Exercise requirements: Will you quote precisely the lines that run from the top of the material below to the line containing "</style></head><body>", both ends included?

Data excerpt:
========================================
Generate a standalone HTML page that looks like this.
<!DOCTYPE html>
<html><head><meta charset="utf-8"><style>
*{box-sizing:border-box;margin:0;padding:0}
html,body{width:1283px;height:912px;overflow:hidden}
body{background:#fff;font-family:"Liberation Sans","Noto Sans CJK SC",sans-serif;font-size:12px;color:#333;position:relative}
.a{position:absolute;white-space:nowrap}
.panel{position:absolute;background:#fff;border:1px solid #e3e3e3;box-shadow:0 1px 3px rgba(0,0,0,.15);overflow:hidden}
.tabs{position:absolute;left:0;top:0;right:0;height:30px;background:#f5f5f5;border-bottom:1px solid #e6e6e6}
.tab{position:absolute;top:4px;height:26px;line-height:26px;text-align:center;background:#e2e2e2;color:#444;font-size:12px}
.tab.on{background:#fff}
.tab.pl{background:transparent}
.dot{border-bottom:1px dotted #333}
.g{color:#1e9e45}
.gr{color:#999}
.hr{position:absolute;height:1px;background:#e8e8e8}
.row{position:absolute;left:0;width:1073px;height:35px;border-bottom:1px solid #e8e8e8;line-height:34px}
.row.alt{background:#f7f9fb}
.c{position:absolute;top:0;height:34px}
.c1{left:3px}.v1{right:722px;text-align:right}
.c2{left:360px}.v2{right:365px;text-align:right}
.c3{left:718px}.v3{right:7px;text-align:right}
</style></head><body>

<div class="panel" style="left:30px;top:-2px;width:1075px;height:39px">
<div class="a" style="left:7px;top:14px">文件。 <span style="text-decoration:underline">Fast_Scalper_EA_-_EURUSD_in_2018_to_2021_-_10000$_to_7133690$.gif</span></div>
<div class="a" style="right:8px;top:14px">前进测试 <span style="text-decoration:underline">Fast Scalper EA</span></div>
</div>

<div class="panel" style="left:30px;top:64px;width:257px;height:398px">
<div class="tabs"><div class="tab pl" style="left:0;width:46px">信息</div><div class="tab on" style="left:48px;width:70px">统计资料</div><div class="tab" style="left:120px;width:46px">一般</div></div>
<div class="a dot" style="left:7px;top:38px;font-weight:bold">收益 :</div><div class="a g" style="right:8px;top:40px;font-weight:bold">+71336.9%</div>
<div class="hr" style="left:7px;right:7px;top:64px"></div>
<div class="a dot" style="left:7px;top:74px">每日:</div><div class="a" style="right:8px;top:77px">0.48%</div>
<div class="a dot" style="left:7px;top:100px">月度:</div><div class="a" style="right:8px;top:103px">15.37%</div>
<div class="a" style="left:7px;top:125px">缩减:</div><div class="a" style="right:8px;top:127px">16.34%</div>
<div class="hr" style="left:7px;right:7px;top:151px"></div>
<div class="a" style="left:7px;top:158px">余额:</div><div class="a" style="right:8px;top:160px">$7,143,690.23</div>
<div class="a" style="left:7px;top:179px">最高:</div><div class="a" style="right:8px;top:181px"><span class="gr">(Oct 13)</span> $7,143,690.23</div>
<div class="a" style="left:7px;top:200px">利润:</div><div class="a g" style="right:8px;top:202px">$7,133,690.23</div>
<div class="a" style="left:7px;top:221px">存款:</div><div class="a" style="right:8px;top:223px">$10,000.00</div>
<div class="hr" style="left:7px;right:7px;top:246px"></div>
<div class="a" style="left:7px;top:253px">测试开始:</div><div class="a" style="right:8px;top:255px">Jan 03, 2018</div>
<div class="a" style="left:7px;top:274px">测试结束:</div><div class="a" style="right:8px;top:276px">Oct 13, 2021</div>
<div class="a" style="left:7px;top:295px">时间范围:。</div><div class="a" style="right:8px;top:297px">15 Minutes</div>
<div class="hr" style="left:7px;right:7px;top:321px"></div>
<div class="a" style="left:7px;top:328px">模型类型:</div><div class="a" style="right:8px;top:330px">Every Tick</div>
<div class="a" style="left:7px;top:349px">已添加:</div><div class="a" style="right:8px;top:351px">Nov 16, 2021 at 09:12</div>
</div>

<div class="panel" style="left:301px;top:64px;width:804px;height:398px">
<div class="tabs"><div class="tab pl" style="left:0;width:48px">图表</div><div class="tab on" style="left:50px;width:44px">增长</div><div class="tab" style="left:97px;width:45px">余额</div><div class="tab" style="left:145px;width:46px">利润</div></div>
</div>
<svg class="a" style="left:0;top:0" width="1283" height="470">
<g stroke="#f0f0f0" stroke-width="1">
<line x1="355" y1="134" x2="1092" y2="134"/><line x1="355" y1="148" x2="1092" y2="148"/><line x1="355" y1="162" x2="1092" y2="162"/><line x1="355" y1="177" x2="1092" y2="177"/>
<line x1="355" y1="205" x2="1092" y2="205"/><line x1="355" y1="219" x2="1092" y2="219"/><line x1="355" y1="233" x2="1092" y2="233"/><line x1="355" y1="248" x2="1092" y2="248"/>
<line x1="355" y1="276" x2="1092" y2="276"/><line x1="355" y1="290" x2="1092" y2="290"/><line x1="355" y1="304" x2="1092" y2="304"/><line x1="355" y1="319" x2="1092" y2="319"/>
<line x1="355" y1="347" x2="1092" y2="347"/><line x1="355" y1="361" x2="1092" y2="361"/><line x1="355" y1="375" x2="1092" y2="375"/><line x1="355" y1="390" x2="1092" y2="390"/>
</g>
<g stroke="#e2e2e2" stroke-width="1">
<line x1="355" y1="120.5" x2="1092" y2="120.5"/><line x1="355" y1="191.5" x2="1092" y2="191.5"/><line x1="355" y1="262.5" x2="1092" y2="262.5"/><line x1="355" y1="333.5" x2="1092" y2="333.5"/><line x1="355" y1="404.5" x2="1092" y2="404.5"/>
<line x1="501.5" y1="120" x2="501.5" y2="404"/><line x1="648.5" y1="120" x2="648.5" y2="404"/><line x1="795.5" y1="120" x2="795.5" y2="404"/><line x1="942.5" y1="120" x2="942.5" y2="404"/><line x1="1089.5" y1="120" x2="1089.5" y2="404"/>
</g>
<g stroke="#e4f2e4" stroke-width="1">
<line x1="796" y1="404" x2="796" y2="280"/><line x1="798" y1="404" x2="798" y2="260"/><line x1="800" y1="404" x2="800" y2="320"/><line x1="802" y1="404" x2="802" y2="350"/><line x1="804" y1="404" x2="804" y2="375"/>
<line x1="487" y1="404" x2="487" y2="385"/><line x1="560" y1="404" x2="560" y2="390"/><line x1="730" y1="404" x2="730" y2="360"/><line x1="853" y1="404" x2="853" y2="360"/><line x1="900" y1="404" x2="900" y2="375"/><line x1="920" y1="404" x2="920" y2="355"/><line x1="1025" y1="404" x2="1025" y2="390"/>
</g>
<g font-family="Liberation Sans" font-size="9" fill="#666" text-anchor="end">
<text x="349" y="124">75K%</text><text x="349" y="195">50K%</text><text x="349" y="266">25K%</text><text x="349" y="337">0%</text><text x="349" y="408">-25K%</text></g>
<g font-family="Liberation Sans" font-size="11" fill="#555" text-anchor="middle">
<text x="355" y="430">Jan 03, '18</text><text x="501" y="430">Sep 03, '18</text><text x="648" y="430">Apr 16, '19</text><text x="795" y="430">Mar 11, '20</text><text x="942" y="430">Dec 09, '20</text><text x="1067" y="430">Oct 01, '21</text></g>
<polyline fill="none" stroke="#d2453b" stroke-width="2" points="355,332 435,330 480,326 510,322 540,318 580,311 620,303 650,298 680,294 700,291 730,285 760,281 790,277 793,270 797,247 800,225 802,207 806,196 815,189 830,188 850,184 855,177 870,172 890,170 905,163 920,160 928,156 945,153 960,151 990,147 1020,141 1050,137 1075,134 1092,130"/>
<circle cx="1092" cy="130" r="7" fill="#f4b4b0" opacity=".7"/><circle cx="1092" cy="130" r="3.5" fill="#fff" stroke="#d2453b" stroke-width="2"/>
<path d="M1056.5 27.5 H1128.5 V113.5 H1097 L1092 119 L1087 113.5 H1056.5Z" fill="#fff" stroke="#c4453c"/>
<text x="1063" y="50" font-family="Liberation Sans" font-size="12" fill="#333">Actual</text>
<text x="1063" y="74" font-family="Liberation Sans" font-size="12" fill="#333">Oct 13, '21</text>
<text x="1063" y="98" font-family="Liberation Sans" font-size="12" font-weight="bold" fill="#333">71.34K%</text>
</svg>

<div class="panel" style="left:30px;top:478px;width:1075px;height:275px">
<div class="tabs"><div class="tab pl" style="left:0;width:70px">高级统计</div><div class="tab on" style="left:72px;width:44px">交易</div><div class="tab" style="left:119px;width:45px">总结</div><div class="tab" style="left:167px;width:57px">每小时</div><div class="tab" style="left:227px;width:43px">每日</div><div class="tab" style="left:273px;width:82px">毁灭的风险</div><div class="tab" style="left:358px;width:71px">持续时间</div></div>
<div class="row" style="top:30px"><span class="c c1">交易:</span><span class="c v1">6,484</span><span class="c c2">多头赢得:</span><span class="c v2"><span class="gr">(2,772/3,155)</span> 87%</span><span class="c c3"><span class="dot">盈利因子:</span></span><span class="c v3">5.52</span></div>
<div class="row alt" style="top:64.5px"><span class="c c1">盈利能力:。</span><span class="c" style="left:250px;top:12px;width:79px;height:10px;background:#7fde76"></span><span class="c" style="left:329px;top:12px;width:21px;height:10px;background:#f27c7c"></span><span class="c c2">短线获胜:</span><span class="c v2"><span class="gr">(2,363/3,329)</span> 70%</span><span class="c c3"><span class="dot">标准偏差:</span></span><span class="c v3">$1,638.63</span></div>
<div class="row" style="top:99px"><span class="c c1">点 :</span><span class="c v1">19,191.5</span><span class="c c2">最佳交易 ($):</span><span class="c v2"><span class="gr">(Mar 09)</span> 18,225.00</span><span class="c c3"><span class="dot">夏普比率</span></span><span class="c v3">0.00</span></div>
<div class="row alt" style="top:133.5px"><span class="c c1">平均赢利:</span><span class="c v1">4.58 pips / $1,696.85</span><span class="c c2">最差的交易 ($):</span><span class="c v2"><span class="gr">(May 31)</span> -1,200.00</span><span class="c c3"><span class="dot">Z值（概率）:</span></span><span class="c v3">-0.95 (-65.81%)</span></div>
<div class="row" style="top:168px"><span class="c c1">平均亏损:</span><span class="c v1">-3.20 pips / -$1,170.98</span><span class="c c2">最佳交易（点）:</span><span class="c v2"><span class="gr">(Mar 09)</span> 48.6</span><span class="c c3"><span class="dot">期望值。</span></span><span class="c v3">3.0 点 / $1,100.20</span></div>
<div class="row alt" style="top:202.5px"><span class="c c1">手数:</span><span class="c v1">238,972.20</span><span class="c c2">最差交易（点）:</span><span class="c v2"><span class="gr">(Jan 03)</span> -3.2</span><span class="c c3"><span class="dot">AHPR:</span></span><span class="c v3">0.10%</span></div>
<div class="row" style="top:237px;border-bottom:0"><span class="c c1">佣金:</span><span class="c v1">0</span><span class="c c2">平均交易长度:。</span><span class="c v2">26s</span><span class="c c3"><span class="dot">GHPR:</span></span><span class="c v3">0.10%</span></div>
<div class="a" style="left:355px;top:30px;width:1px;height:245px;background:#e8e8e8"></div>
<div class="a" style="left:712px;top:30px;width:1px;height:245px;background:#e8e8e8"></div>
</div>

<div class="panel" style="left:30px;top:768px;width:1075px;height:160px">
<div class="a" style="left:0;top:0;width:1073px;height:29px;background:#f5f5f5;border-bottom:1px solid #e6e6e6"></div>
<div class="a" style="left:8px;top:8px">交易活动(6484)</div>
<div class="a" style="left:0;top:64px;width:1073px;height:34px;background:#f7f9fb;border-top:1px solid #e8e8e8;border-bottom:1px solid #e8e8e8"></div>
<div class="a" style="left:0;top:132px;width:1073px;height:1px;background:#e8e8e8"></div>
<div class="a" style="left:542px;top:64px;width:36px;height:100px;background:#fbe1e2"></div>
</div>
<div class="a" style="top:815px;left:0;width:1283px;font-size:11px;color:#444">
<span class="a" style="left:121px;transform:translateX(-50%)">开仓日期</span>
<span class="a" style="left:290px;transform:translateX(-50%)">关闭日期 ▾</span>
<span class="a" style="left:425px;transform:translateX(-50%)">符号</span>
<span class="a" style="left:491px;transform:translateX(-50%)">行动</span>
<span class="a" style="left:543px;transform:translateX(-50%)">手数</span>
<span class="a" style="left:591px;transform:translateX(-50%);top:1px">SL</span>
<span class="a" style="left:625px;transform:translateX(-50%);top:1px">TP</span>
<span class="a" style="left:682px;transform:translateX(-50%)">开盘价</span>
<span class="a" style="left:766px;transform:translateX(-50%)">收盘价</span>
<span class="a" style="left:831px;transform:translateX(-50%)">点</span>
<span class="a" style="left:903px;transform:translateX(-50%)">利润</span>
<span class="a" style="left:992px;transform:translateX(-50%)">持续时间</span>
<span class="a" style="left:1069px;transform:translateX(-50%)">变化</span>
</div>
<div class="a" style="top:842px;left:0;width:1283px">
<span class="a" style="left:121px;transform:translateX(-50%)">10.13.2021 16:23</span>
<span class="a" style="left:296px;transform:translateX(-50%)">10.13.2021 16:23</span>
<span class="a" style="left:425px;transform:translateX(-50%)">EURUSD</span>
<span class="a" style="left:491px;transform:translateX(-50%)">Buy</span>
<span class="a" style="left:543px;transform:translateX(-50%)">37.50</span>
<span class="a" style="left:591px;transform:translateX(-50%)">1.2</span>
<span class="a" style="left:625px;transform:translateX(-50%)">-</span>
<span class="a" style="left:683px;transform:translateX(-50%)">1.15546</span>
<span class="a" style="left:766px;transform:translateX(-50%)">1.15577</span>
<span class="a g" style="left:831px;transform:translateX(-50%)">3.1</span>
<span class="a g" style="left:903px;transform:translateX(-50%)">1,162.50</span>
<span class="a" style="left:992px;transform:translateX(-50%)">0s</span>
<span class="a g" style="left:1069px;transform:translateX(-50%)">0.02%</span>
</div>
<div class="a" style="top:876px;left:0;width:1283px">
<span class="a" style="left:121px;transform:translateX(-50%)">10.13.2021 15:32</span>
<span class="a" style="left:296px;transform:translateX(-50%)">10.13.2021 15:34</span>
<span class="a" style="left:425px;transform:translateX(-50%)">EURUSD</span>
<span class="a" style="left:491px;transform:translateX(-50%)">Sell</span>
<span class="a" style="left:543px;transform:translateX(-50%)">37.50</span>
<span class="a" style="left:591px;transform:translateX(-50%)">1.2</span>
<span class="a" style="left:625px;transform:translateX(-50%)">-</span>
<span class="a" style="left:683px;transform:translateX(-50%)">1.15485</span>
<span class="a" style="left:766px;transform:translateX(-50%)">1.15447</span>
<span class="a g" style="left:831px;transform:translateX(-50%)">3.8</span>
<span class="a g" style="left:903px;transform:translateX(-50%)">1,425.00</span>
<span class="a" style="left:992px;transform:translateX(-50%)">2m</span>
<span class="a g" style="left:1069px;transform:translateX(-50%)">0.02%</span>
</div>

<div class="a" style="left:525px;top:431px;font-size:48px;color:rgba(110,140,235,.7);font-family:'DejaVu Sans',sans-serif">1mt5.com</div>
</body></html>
========================================
Exercise response:
Generate a standalone HTML page that looks like this.
<!DOCTYPE html>
<html><head><meta charset="utf-8"><style>
*{box-sizing:border-box;margin:0;padding:0}
html,body{width:1283px;height:912px;overflow:hidden}
body{background:#fff;font-family:"Liberation Sans","Noto Sans CJK SC",sans-serif;font-size:12px;color:#333;position:relative}
.a{position:absolute;white-space:nowrap}
.panel{position:absolute;background:#fff;border:1px solid #e3e3e3;box-shadow:0 1px 3px rgba(0,0,0,.15);overflow:hidden}
.tabs{position:absolute;left:0;top:0;right:0;height:30px;background:#f5f5f5;border-bottom:1px solid #e6e6e6}
.tab{position:absolute;top:4px;height:26px;line-height:26px;text-align:center;background:#e2e2e2;color:#444;font-size:12px}
.tab.on{background:#fff}
.tab.pl{background:transparent}
.dot{border-bottom:1px dotted #333}
.g{color:#1e9e45}
.gr{color:#999}
.hr{position:absolute;height:1px;background:#e8e8e8}
.row{position:absolute;left:0;width:1073px;height:35px;border-bottom:1px solid #e8e8e8;line-height:34px}
.row.alt{background:#f7f9fb}
.c{position:absolute;top:0;height:34px}
.c1{left:3px}.v1{right:722px;text-align:right}
.c2{left:360px}.v2{right:365px;text-align:right}
.c3{left:718px}.v3{right:7px;text-align:right}
</style></head><body>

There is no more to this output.